Article Preview
TopIntroduction
Aerial object detection is a key computer vision task (Ding et al., 2021; Wang et al., 2020; Hu et al., 2022) that has been getting increasing attention in recent years and plays a significant role in remote image understanding. Unlike general object detection, aerial object localization presents particularly tricky questions, including nonaxis-aligned objects in arbitrary directions (Ding et al., 2019; Han et al., 2021; Pan et al., 2020) and dense distributions in complex contexts (Guo et al., 2021; Yang et al., 2018, 2021). For example, aircraft object detection techniques are mainly interfered with by external factors, for instance, noise, weather, light intensity, shadows, and background (Xiaolin et al., 2021) in remote sensing images.

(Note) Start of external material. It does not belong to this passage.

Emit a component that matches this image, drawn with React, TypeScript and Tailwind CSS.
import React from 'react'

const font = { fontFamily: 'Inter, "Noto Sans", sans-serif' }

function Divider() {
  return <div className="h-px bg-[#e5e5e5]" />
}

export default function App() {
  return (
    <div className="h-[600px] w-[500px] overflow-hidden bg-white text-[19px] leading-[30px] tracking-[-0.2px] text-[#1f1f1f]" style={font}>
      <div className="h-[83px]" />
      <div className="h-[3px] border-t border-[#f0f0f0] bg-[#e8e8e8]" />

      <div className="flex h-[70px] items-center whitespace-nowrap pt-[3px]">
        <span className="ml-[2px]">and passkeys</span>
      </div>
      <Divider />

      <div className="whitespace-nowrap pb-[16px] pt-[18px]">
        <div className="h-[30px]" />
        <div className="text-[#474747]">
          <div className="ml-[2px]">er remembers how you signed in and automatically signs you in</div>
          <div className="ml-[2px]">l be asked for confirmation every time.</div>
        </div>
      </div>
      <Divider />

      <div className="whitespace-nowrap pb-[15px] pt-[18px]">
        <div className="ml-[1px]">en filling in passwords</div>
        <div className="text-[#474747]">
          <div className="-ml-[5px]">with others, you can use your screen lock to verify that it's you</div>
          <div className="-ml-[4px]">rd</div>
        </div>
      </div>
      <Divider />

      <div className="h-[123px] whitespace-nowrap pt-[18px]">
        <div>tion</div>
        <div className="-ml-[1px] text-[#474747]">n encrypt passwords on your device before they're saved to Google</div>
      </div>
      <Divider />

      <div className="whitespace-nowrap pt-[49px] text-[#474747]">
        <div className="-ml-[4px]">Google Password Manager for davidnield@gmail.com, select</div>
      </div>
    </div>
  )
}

Mainstream methods usually treat aerial object detection as a question of rotating object localization (Han et al., 2020; Yang et al., 2020a). Among them, the angle-based direct orientation regression method is dominant in this research area, and it comes from general detectors (Lin et al., 2016; Li et al., 2022a; Lu et al., 2022; Zhang et al., 2022) with additional orientation parameters. While promising performance has been achieved, direct orientation prediction still suffers from a number of problems, including loss discontinuities and regression inconsistencies (Wang et al., 2022; Yang et al., 2020a, 2021; Yang & Yan 2022). The reasons are the bounded periodicity of the angular directions and the orientation definition of the rotating bounding box. Detectors based on orientation regression may not be able to accurately predict the orientation despite their attractive localization results.
To effectively address the aforementioned issues, the representation of airborne objects is revisited in order to prevent orientation estimation that is overly sensitive. Point sets are exceptionally capable of capturing important semantic features in conventional general-purpose detectors, such as RepPoints, as a fine-grained object representation (Yao et al., 2022). However, its basic transformation function can only generate upright-horizontal bounding boxes, which are unable to precisely calculate the orientation of airborne objects with precision. Additionally, RepPoints ignores a measure of the learned point's quality and merely regresses significant points. Poor performance for complex scenes and nonaxis-aligned objects with dense distribution may result from this in aerial images.